It’s now four years since Myanmar’s 2010 general election – stage five in the seven-step roadmap to democracy unveiled by General Khin Nyunt on August 30, 2003. Currently the country is taking the final step of building a modern, developed and democratic nation – discipline-flourishing, of course.

It’s hard to believe that when the roadmap was launched by the SPDC more than a decade ago it was broadly dismissed as a publicity stunt. Exactly three months previously, on May 30, 2003, Aung San Suu Kyi’s NLD convoy had been viciously attacked by a bunch of regime-backed thugs near Depayin, Sagaing Division. More than 70 people are thought to have been killed – though in fact we have no clear picture of the events of that night, because no full investigation has ever been undertaken. To all of us in the commentariat, the roadmap was a feeble junta attempt to turn back the tide of hostile reaction in which it had been engulfed for three long months.

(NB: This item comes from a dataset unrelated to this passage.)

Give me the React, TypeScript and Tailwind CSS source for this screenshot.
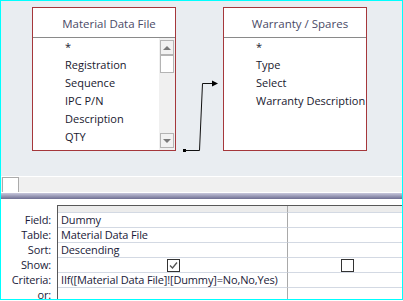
import React from 'react';

const font = { fontFamily: '"Open Sans", "Noto Sans", sans-serif' };

function TableBox({ title, fields, scroll }: { title: string; fields: string[]; scroll?: boolean }) {
  return (
    <div className="w-[144px] h-[144px] border border-[#a5373b] bg-white flex flex-col">
      <div className="h-[30px] flex items-center justify-center pl-[10px] pt-[3px] border-b border-[#8a8a8a] text-[11.5px] text-[#4a4a66]">
        {title}
      </div>
      <div className="flex-1 flex min-h-0">
        <div className="flex-1 pl-[32px] text-[11px] text-[#18182e] whitespace-nowrap overflow-hidden">
          {fields.map((f) => (
            <div key={f} className="h-[18px] flex items-center">
              {f}
            </div>
          ))}
        </div>
        {scroll && (
          <div className="w-[16px] bg-[#f0f0f0] flex flex-col pt-[2px] pb-[2px]">
            <div className="h-[15px] mx-[1px] border border-[#b4b4b4] bg-[#f2f2f2] flex items-center justify-center">
              <div className="w-0 h-0 border-l-[4px] border-r-[4px] border-b-[4px] border-l-transparent border-r-transparent border-b-[#7a7a7a]" />
            </div>
            <div className="h-[18px] mx-[1px] border border-[#b4b4b4] bg-white" />
            <div className="flex-1" />
            <div className="h-[15px] mx-[1px] border border-[#b4b4b4] bg-[#f2f2f2] flex items-center justify-center">
              <div className="w-0 h-0 border-l-[4px] border-r-[4px] border-t-[4px] border-l-transparent border-r-transparent border-t-[#7a7a7a]" />
            </div>
          </div>
        )}
      </div>
    </div>
  );
}

function CheckBox({ checked }: { checked?: boolean }) {
  return (
    <div className="w-[13px] h-[13px] border border-[#333] bg-white flex items-center justify-center">
      {checked && (
        <svg width="11" height="11" viewBox="0 0 11 11">
          <path d="M2 5.5 L4.5 8 L9 2.5" fill="none" stroke="#555" strokeWidth="1.3" />
        </svg>
      )}
    </div>
  );
}

const rows: { label: string; a: React.ReactNode; b?: React.ReactNode }[] = [
  { label: 'Field:', a: 'Dummy' },
  { label: 'Table:', a: 'Material Data File' },
  { label: 'Sort:', a: 'Descending' },
  { label: 'Show:', a: <CheckBox checked />, b: <CheckBox /> },
  { label: 'Criteria:', a: 'IIf([Material Data File]![Dummy]=No,No,Yes)' },
  { label: 'or:', a: '' },
];

export default function App() {
  return (
    <div className="w-[403px] h-[300px] border border-[#00ffff] bg-white flex flex-col overflow-hidden" style={font}>
      {/* Table canvas */}
      <div className="relative h-[175px] shrink-0 bg-[#e9edf1] flex items-start pt-[6px] pl-[31px] gap-[47px]">
        <TableBox
          title="Material Data File"
          fields={['*', 'Registration', 'Sequence', 'IPC P/N', 'Description', 'QTY']}
          scroll
        />
        <TableBox title="Warranty / Spares" fields={['*', 'Type', 'Select', 'Warranty Description']} />
        <svg className="absolute left-0 top-0" width="401" height="175">
          <rect x="182" y="148" width="3" height="3" fill="#000" />
          <path d="M184 149.5 H198.5 L201.5 82.5 H212" fill="none" stroke="#111" strokeWidth="1" />
          <path d="M211 79.5 L217 82.5 L211 85.5 Z" fill="#000" />
        </svg>
      </div>
      <div className="h-[1px] shrink-0 bg-white" />
      {/* splitter strip */}
      <div className="h-[15px] shrink-0 bg-[#f0f0f0] flex">
        <div className="ml-[1px] w-[17px] h-[16px] border border-[#ababab] bg-white" />
      </div>
      <div className="h-[1px] shrink-0 bg-white" />
      <div className="h-[6px] shrink-0 bg-gradient-to-b from-[#c8c8dc] to-[#6e6e92]" />
      {/* Design grid */}
      <div className="flex-1 flex pt-[6px] text-[11px] tracking-[-0.15px] text-[#1a1a38]">
        <div className="w-[56px] shrink-0 flex flex-col items-end pr-[6px] pt-[7px]">
          {rows.map((r) => (
            <div key={r.label} className="h-[15px] flex items-center pt-[1px]">
              {r.label}
            </div>
          ))}
        </div>
        <div className="flex-1 flex flex-col border-t border-l border-[#585858]">
          <div className="h-[6px] flex">
            <div className="w-[230px] bg-[#ececec] border-r border-[#a9a9a9]" />
            <div className="flex-1 bg-[#ececec]" />
          </div>
          {rows.map((r) => (
            <div key={r.label} className="h-[15px] flex">
              <div
                className={`w-[230px] border-t border-[#d3d9e3] border-r border-r-[#a9a9a9] flex items-center whitespace-nowrap ${
                  r.label === 'Show:' ? 'justify-center pl-[2px]' : 'pl-[3px]'
                }`}
              >
                {r.a}
              </div>
              <div className="flex-1 border-t border-[#d3d9e3] flex items-center justify-center pl-[4px]">
                {r.b}
              </div>
            </div>
          ))}
        </div>
      </div>
    </div>
  );
}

Yet it turned out to be a great deal more than that – so much so that it remains the defining strategic plan for the current transition. Along the way there’s been a rigged constitutional referendum in May 2008, a general election in November 2010 that was anything but free and fair, and a set of by-elections in April 2012 that saw the NLD become part of the mainstream political process. Today, the 2008 constitution and the 2010 election continue to set the framework for national politics.

You have to say that, to date, it’s been nothing less than a stunningly successful performance by a military elite that in the dark days of mid-2003 looked utterly bereft of support, ideas and direction.